RePrimAnd is a support library for numerical simulations of general relativistic magnetohydrodynamics and other neutron star related problems, written in C++ (a Python interface is also available)

The full documentation can be found here

Installation

The main target and devolpment platform is Linux, although the library code is not platform-specific and should also work on Macs. Windows and AIX are not supported. For use in HPC, users need to build the library from source. For use in postprocessing, the Python intferface can also be installed via pip (binary wheel of the library available for Linux). Conda packages for the C++ library and Python intface are planned but not available yet.

Requirements

  • A C++11 capable compiler (tested with gcc and clang).
  • Meson build system.
  • Boost library.
  • GNU Scientific Library version >= 2.0
  • HDF5 library (Only C-bindings required, not the C++ API).
  • Doxygen (only for documentation)
  • Sphinx with Breathe and bibtex extensions (only for documentation)
  • Python matplotlib (only for benchmark plots)

Building from Source

The library is build using the modern Meson build system, which is available as standard package in most distributions and can also be installed via Python's pip.

To build the library,

cd <repository>
meson mbuild --buildtype=release --prefix=<custom install location>
cd mbuild
ninja

This will compile with optimization and without debug symbols. Other possibilities are --buildtype=debug and --buildtype=debugoptimized To use a different compiler, e.g. clang, prefix the meson command with CC=clang CXX=clang++. See here for general Meson usage.

Installing

To install the library, use

cd mbuild
ninja install

This will install in a user-defined location if the --prefix option was given during the build setup, otherwise systemwide.

Using the Library

The various header files needed for using the library are installed in a subdirectory reprimand. The executables have to be linked with library RePrimAnd.

A minimal example can be found in example/minimal.cc. Assuming the library is installed where the compiler (below we use gcc as example) can find it, compilation should be straightforward:

g++ -lRePrimAnd --std=c++11 minimal.cc

Python Bindings

If only the Python interface is required on a Linux platform, it is easiest to install from pypi

pip install reprimand

Otherwise, one first has to buid and install the C++ library as shown above.

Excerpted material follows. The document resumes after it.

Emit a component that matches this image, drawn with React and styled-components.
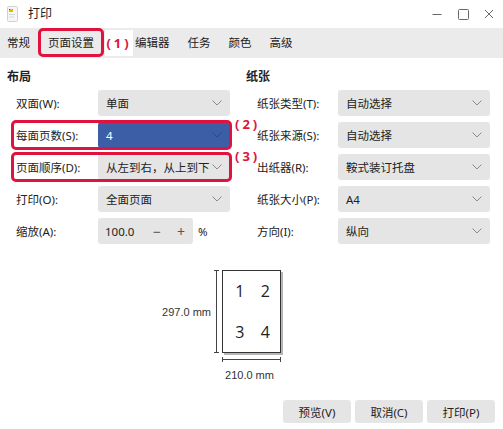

To build and install the Python interface, do

cd bindings/python
pip install .

This will also pip install packages numpy and pybind11>=2.6.0. When using conda environment, it may be better to install those first using conda.

The Python extension module is called pyreprimand.

Einstein Toolkit Support

RePrimAnd does provide a thorn that builds the library within an EinsteinToolkit (ET) environment, using the ExternalLibraries mechanism. The thorn can be found in the folder ET_interface/thorns/RePrimAnd/. The thorn depends on the HDF5, GSL, and BOOST ExternalLibraries thorns. Building it via the ET build system does not require meseon. Note this only builds the library, but not the tests and Python bindings.

The thorn is also part of the official ET framework. The version in the master brach will typically by ahead of the ET version, but is not guaranteed to be stable or compatible.

There are two experimental (and largely undocumented for now) thorns that aim to simplifying the usage. RePrimAnd_Global_EOS provides a centralized selection of a global thermal EOS (e.g. for evolution and analysis) and a global barotropic EOS (e.g. for initial data). RePrimAnd_EOS_Omni_API provides the most important subset of the EOS_Omni thorn interface, forwarding EOS calls to the reprimand EOS set by RePrimAnd_Global_EOS. It is intended for transitioning existing code to the new interface.

Creating Documentation

Building the documentation is deactivated by default. To build it, specify

meson configure -Dbuild_documentation=true

and then build the target documentation.

ninja documentation

The resulting pages can be found in the build directory under docsrc/sphinx/index.html.

The building of the documentation requires sphinx with the breathe and sphinxcontrib-bibtex extensions as well as doxygen.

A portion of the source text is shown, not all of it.